Ms. Coley has been a single mother for 15 years, and both she and Marlon said they knew how hard the other had worked to make Thursday's commencement a reality for one another.

"I am very proud," Ms. Coley said. "I always tell people who God blesses with a child that it is our job to take care of them."

Marlon, speechless when trying to find the words to thank all his teachers, supporters and mother, could only describe the feeling as "amazing."

He will attend Campbell University in the fall and attempt to walk on to the school's basketball team when his knee's torn anterior cruciate ligament is fully healed, he said.

"When he goes off to college, I will feel like I am losing my best friend," Ms. Coley said. "But I know he is ready."

Each of the 2014 Wayne Country Day graduates are ready for the next challenge, valedictorian Karis Hawkins said.
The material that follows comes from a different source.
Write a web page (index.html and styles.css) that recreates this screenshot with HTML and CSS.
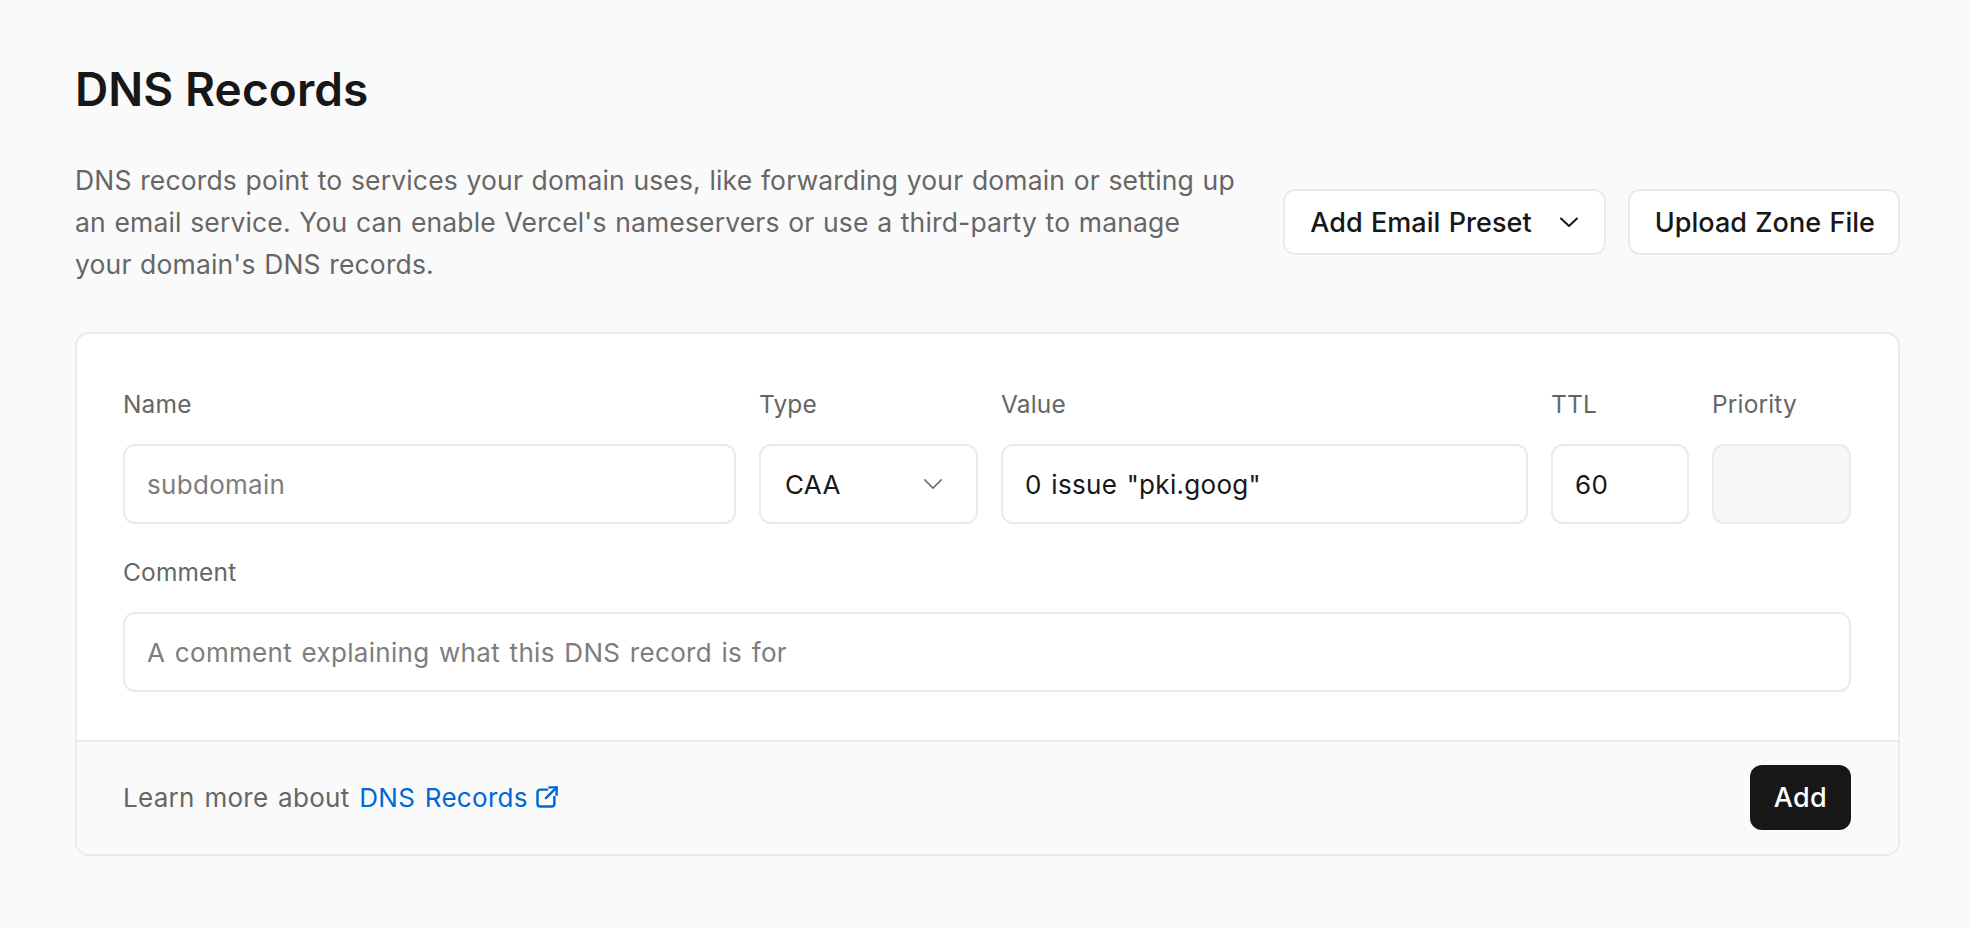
FILE: index.html
```html
<!DOCTYPE html>
<html lang="en">
<head>
<meta charset="utf-8">
<title>DNS Records</title>
<link rel="stylesheet" href="styles.css">
</head>
<body>
<main class="page">
  <h1 class="title">DNS Records</h1>
  <div class="intro">
    <p class="intro-text">DNS records point to services your domain uses, like forwarding your domain or setting up an email service. You can enable Vercel's nameservers or use a third-party to manage your domain's DNS records.</p>
    <div class="actions">
      <button class="btn btn-secondary" type="button">
        <span>Add Email Preset</span>
        <svg class="btn-chevron" viewBox="0 0 24 24" width="24" height="24" fill="none" stroke="currentColor" stroke-width="2" stroke-linecap="round" stroke-linejoin="round"><path d="M4 8.5l8 7.5 8-7.5"/></svg>
      </button>
      <button class="btn btn-secondary" type="button">Upload Zone File</button>
    </div>
  </div>

  <section class="card">
    <div class="card-body">
      <div class="row">
        <div class="field">
          <label class="label">Name</label>
          <input class="input" type="text" placeholder="subdomain">
        </div>
        <div class="field">
          <label class="label">Type</label>
          <div class="input select">
            <span>CAA</span>
            <svg class="select-chevron" viewBox="0 0 24 24" width="22" height="22" fill="none" stroke="currentColor" stroke-width="1.6" stroke-linecap="round" stroke-linejoin="round"><path d="M3 7.5l9 9 9-9"/></svg>
          </div>
        </div>
        <div class="field">
          <label class="label">Value</label>
          <input class="input" type="text" value="0 issue &quot;pki.goog&quot;">
        </div>
        <div class="field">
          <label class="label">TTL</label>
          <input class="input" type="text" value="60">
        </div>
        <div class="field">
          <label class="label">Priority</label>
          <input class="input input-disabled" type="text" disabled>
        </div>
      </div>
      <div class="field field-full">
        <label class="label">Comment</label>
        <input class="input" type="text" placeholder="A comment explaining what this DNS record is for">
      </div>
    </div>
    <footer class="card-footer">
      <p class="learn">Learn more about <a class="link" href="#">DNS Records<svg class="ext" viewBox="0 0 24 24" width="27" height="27" fill="none" stroke="currentColor" stroke-width="2.2" stroke-linecap="round" stroke-linejoin="round"><path d="M12.5 5H6.5A2.5 2.5 0 0 0 4 7.5v10A2.5 2.5 0 0 0 6.5 20h10a2.5 2.5 0 0 0 2.5-2.5V11.5"/><path d="M14.5 3H21v6.5"/><path d="M21 3l-9.5 9.5"/></svg></a></p>
      <button class="btn btn-primary" type="button">Add</button>
    </footer>
  </section>
</main>
</body>
</html>
```

FILE: styles.css
```css
* {
  box-sizing: border-box;
}

html, body {
  margin: 0;
  padding: 0;
  background: #fafafa;
}

body {
  font-family: Inter, "Noto Sans", "Liberation Sans", sans-serif;
  color: #171717;
  -webkit-font-smoothing: antialiased;
}

.page {
  padding: 61px 70px 60px 75px;
}

.title {
  margin: 0;
  font-size: 46px;
  line-height: 56px;
  font-weight: 600;
  letter-spacing: 0.1px;
  color: #171717;
}

.intro {
  display: flex;
  align-items: center;
  justify-content: space-between;
  margin-top: 42px;
}

.intro-text {
  margin: 0;
  max-width: 1164px;
  font-size: 26.5px;
  line-height: 42px;
  color: #666666;
  letter-spacing: 0.15px;
  word-spacing: 1px;
}

.actions {
  display: flex;
  gap: 22px;
  flex-shrink: 0;
}

.btn {
  font-family: inherit;
  border: none;
  cursor: pointer;
  display: inline-flex;
  align-items: center;
  font-weight: 500;
}

.btn-secondary {
  height: 66px;
  padding: 0 23px 0 25px;
  background: #ffffff;
  border: 2px solid #ebebeb;
  border-radius: 12px;
  font-size: 27px;
  color: #171717;
  gap: 25px;
  letter-spacing: 0.05px;
  word-spacing: 1px;
}

.btn-chevron {
  color: #171717;
}

.card {
  margin-top: 47px;
  background: #ffffff;
  border: 2px solid #ebebeb;
  border-radius: 14px;
  overflow: hidden;
}

.card-body {
  padding: 46px 47px 48px 46px;
  display: flex;
  flex-direction: column;
  gap: 24px;
}

.row {
  display: grid;
  grid-template-columns: 1fr 219px 527px 138px 139px;
  gap: 23px;
}

.field {
  display: flex;
  flex-direction: column;
  gap: 16px;
  min-width: 0;
}

.label {
  font-size: 24.5px;
  line-height: 48px;
  height: 48px;
  color: #666666;
  letter-spacing: 0.15px;
}

.input {
  width: 100%;
  height: 80px;
  padding: 0 22px;
  border: 2px solid #ebebeb;
  border-radius: 12px;
  background: #ffffff;
  font-family: inherit;
  font-size: 26px;
  color: #171717;
  outline: none;
  letter-spacing: 0.3px;
  word-spacing: 2px;
}

.input::placeholder {
  color: #7d7d7d;
  opacity: 1;
}

.select {
  display: flex;
  align-items: center;
  justify-content: space-between;
  padding: 0 32px 0 24px;
}

.select-chevron {
  color: #6b6b6b;
}

.input-disabled {
  background: #f7f7f7;
}

.card-footer {
  display: flex;
  align-items: center;
  justify-content: space-between;
  padding: 23px 47px 24px 46px;
  background: #fafafa;
  border-top: 2px solid #ebebeb;
}

.learn {
  margin: 0;
  font-size: 26px;
  color: #666666;
  letter-spacing: 0.3px;
  word-spacing: 2px;
}

.link {
  color: #0068d6;
  text-decoration: none;
  display: inline-flex;
  align-items: center;
  gap: 5px;
}

.ext {
  width: 27px;
  height: 27px;
}

.btn-primary {
  height: 65px;
  padding: 0 24px;
  background: #171717;
  color: #ffffff;
  border-radius: 12px;
  font-size: 27px;
  letter-spacing: 0.3px;
}
```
"It's a new beginning. I think every one of us feels the same way -- ready to go out into the world," she said.

Evelyn Jin, an exchange student from China, spent two-and-a-half years at Wayne Country Day.

She said her experience at the school was made easier by a welcoming faculty.

Ms. Jin plans to attend the University of North Carolina at Chapel Hill and will decide her major along the way.

"I am thankful for all of their support," she said. "This is a great school. The teachers are very nice."